THE BARE WENCH PROJECT 2: SCARED TOPLESS

Written, Directed, and Produced by Jim Wynorsky
Director of Photography Chuck Cirino
Edited by Sebastian James

Nikki Fritz
Julie Strain
Griffen Drew

"Wonder tit power, activate!"

That's about all this project has going for it, the glorious power of implants. No talent, no brains, no damn money shots, and nary an ounce of natural mammaries in sight (well, save for a few girls who look like they're a few years shy of their 18th birthday, but an eyeful of those cuties will get you 20, so we don't count them).

Looking back over the past year, it's pretty safe to say that the original BLAIR WITCH PROJECT is the most parodied movie of all time. Never before has a film inspired such ridicule. Film quality ranges from moronic student productions to pseudo-humorous soft-core romps.

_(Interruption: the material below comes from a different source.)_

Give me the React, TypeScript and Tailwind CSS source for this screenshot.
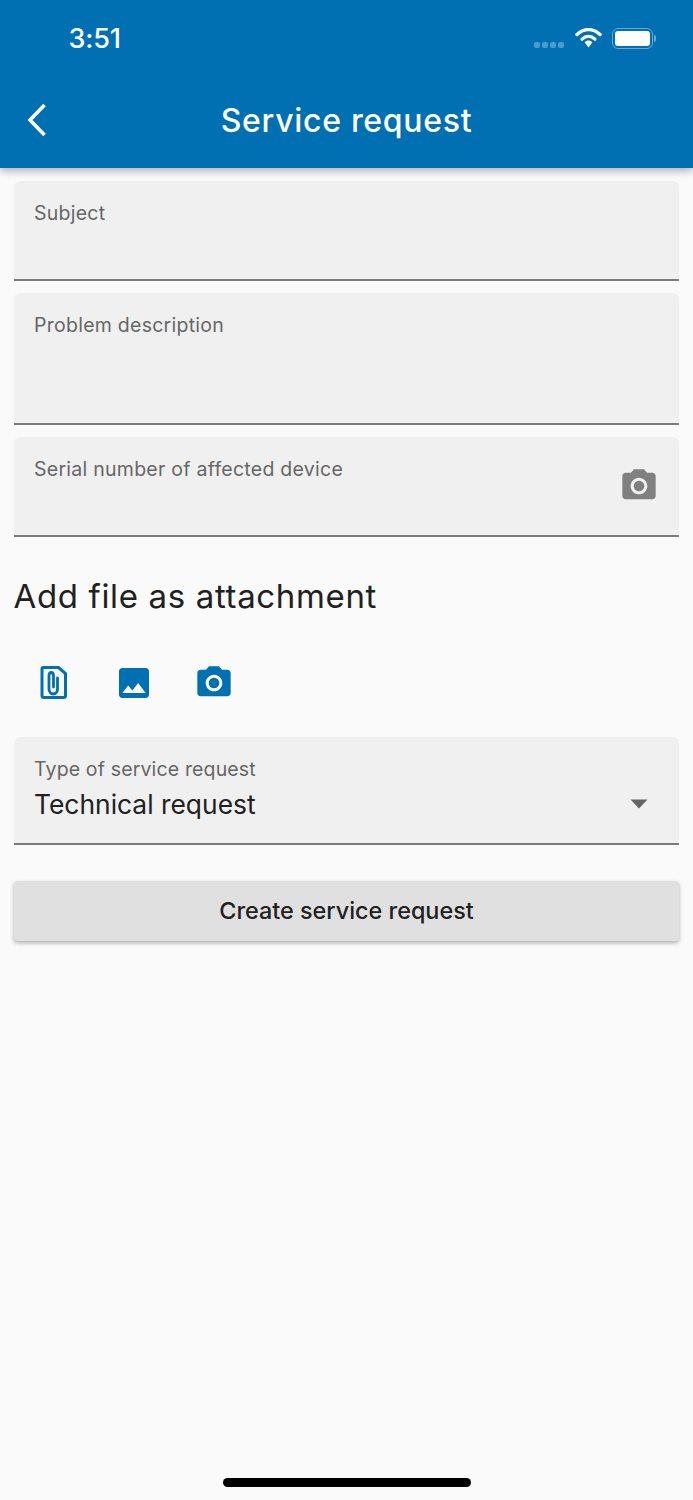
const CAMERA = "M9 2L7.17 4H4c-1.1 0-2 .9-2 2v12c0 1.1.9 2 2 2h16c1.1 0 2-.9 2-2V6c0-1.1-.9-2-2-2h-3.17L15 2H9zm3 15c-2.76 0-5-2.24-5-5s2.24-5 5-5 5 2.24 5 5-2.24 5-5 5z";

function Camera({ color }: { color: string }) {
  return (
    <svg width="40" height="40" viewBox="0 0 24 24" fill={color}>
      <circle cx="12" cy="12" r="3.2" />
      <path d={CAMERA} />
    </svg>
  );
}

function Field({ label, h, icon }: { label: string; h: string; icon?: boolean }) {
  return (
    <div className={`relative mx-[14px] rounded-t-[6px] bg-[#f0f0f0] border-b-2 border-[#7a7a7a] ${h}`}>
      <div className="pl-[20px] pt-[19px] text-[19.5px] leading-[26px] tracking-[0.26px] text-[#666666]">{label}</div>
      {icon && (
        <div className="absolute right-[20px] top-[29px]">
          <Camera color="#808080" />
        </div>
      )}
    </div>
  );
}

export default function App() {
  return (
    <div className="relative h-[1500px] w-[693px] overflow-hidden bg-[#fafafa] font-['Inter',sans-serif]">
      <header className="relative z-10 h-[168px] bg-[#0070b2] shadow-[0_3px_8px_rgba(0,0,0,0.3)] text-white">
        <div className="flex h-[76px] items-center justify-between pl-[68.5px] pr-[37px]">
          <span className="text-[27px] font-medium leading-none tracking-[-0.2px]">3:51</span>
          <div className="flex items-center">
            <div className="mr-[11px] mt-[13px] flex gap-[2px]">
              {[0, 1, 2, 3].map((i) => (
                <span key={i} className="h-[6px] w-[6px] rounded-[2px] bg-white/30" />
              ))}
            </div>
            <svg width="27" height="21" viewBox="0 0 27 21" fill="none" className="mr-[10px] -mt-[1px]">
              <path d="M2 7.5C9 1 18 1 25 7.5" stroke="white" strokeWidth="3.4" strokeLinecap="round" />
              <path d="M7 12.2C11 8.5 16 8.5 20 12.2" stroke="white" strokeWidth="3.2" strokeLinecap="round" />
              <path d="M9.6 15.2C12 13 15 13 17.4 15.2L13.5 20.5Z" fill="white" />
            </svg>
            <div className="flex items-center">
              <div className="flex h-[21px] w-[41px] items-center justify-center rounded-[6px] border-[1.5px] border-white/40">
                <div className="h-[15px] w-[35px] rounded-[3px] bg-white" />
              </div>
              <div className="ml-[1px] h-[7px] w-[2px] rounded-r-[2px] bg-white/40" />
            </div>
          </div>
        </div>
        <div className="relative flex h-[90px] items-center justify-center">
          <svg width="28" height="38" viewBox="0 0 28 38" fill="none" className="absolute left-[24px] top-[25px]">
            <path d="M20.5 4L6 19L20.5 34" stroke="white" strokeWidth="3.6" />
          </svg>
          <span className="-mt-[1px] text-[32px] font-medium leading-none tracking-[0.7px]">Service request</span>
        </div>
      </header>

      <main className="flex flex-col pt-[13px]">
        <div className="flex flex-col gap-[12px]">
          <Field label="Subject" h="h-[100px]" />
          <Field label="Problem description" h="h-[132px]" />
          <Field label="Serial number of affected device" h="h-[100px]" icon />
        </div>

        <h2 className="ml-[13.5px] mt-[39px] text-[33px] font-normal leading-[40px] tracking-[0.65px] text-[#212121]">Add file as attachment</h2>

        <div className="ml-[14px] mt-[47px] flex h-[40px] items-center gap-[40px] pl-[20px]">
          <svg width="40" height="40" viewBox="0 0 40 40" fill="none">
            <path d="M9.500 5.500H24.500L31.500 11.500V33.500C31.500 34.700 30.700 35.500 29.500 35.500H10C8.800 35.500 8 34.700 8 33.500V7C8 6 8.500 5.500 9.500 5.500Z" stroke="#0070b2" strokeWidth="3" transform="translate(0 -1)" />
            <path d="M23.500 16V27C23.500 30 21.500 32 19.200 32C17 32 15 30 15 27V14C15 11.800 16 10.500 17.300 10.500C18.600 10.500 19.500 11.800 19.500 14V25" stroke="#0070b2" strokeWidth="2.800" strokeLinecap="round" transform="translate(0 -1)" />
          </svg>
          <svg width="40" height="40" viewBox="0 0 24 24" fill="#0070b2">
            <path d="M21 19V5c0-1.100-.9-2-2-2H5c-1.100 0-2 .9-2 2v14c0 1.100.9 2 2 2h14c1.100 0 2-.9 2-2zM8.500 13.500l2.500 3.010L14.500 12l4.500 6H5l3.500-4.500z" />
          </svg>
          <Camera color="#0070b2" />
        </div>

        <div className="relative mx-[14px] mt-[34px] h-[108px] rounded-t-[6px] border-b-2 border-[#7a7a7a] bg-[#f0f0f0] pl-[20px] pt-[20px]">
          <div className="text-[19.500px] leading-[25px] tracking-[0.15px] text-[#666666]">Type of service request</div>
          <div className="mt-[6px] text-[26.400px] leading-[32px] tracking-[0px] text-[#212121]">Technical request</div>
          <svg width="18" height="10" viewBox="0 0 18 10" className="absolute right-[31px] top-[62px]">
            <path d="M0.500 0.500H17.500L9 9.500Z" fill="#666666" />
          </svg>
        </div>

        <button className="mx-[14px] mt-[36px] h-[60px] rounded-[4px] bg-[#e0e0e0] text-[23.400px] font-medium tracking-[0px] text-[#212121] shadow-[0_2px_4px_rgba(0,0,0,0.3)]">
          Create service request
        </button>
      </main>

      <div className="absolute bottom-[13px] left-[223px] h-[9px] w-[248px] rounded-full bg-black" />
    </div>
  );
}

There was nothing remotely funny about THE BARE WENCH PROJECT. The same holds true for part 2. The movie is as brain dead as week-old road kill.

But you aren't watching a film called THE BARE WENCH PROJECT: SCARED TOPLESS in hopes of winning a Pulitzer. Chances are the last word in the title caught your eye, you pervert.

Let me tell you what you're in for, strippers wearing go-go boots and bikinis heading off into the woods looking for the cast of the first film. With them they bring all the necessities: lip stick, hairspray, chocolate syrup, and about 30 different erotic outfits. Who cares about poison ivy and mosquitoes as long as these girls look good in the morning.

The first film starred Nikki Fritz, Julie Smith, Julie Strain, and Lorissa McComas. This time only Strain and Fritz return. (Too bad, I've got a thing for McComas.) The batch of girls in part 2 are younger and more uninhibited, and minus any worldly common sense. When will filmmakers realize that a smart blonde in the woods is much more erotic than a dumb blonde in the woods?

You've got to wonder why the filmmakers bothered to use the Blair Witch premise; a straight posing video would have yielded more entertaining results. Hell, having my ass bit by a rabid raccoon would have yielded more entertaining results.

The biggest problem with the movie is the gals don't get a chance to "interact" with one another until just over the halfway point. Face it, the reason you watch films like this is the "interaction." At least when the action does start, it's chocolate orgies galore. I can live with a Nikki Fritz sundae. What about you?